Ecclesiological—because the Holy Spirit transforms R-rated hearts
The biographies of the Scripture—and I’m thinking in particular of the Judges at this point—the narratives of decisive faith and radical courage point us not only to the One who has taken on the enemy for us, but they also teach us of the victory of faith that overcomes the world (cf. Hebrews 11).
These stories illustrate for us what grace accomplishes in the transformed heart. It enables the heart to rise up against sin. It shows us the decisive, courageous, and radical action we should take in dealing with sin in the heart and life. Because Christ has gone before us, taken the head of our Goliath, we like the Israelites can follow Him and put the enemy to flight. This is the victory that we have in Christ.
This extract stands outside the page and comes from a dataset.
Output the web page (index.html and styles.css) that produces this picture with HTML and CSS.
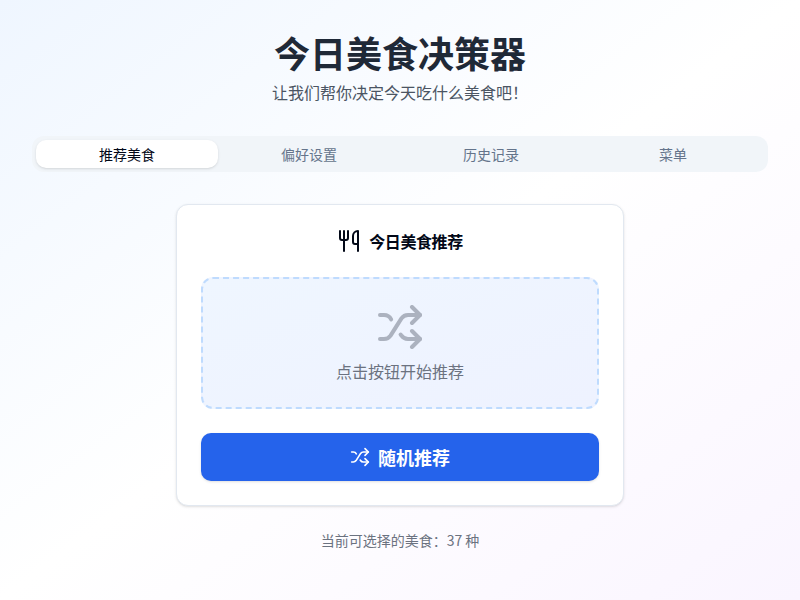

Like the Israelites, we fight in the victory, not for the victory.
This is the sort of men and women the church needs today, men and women like Ehud, Jael, and Deborah who courageously stepped up when the need arose and defeated the enemy. These were acts of courage and faith. They were radical because sin demands radical and decisive action. They were courageous because sometimes we must go against the status quo and against the opposition from within the church. Furthermore, we must be prepared to face the danger and deal with sin in our own heart, in our own house, and in the church.
I would note in closing that this language of war is not foreign to the New Testament. Paul speaks about this discipline, the fight of faith, the war on spiritual terrorism, in his own body (1 Corinthians 9:27) and in the church in general (Ephesians 6:10-20).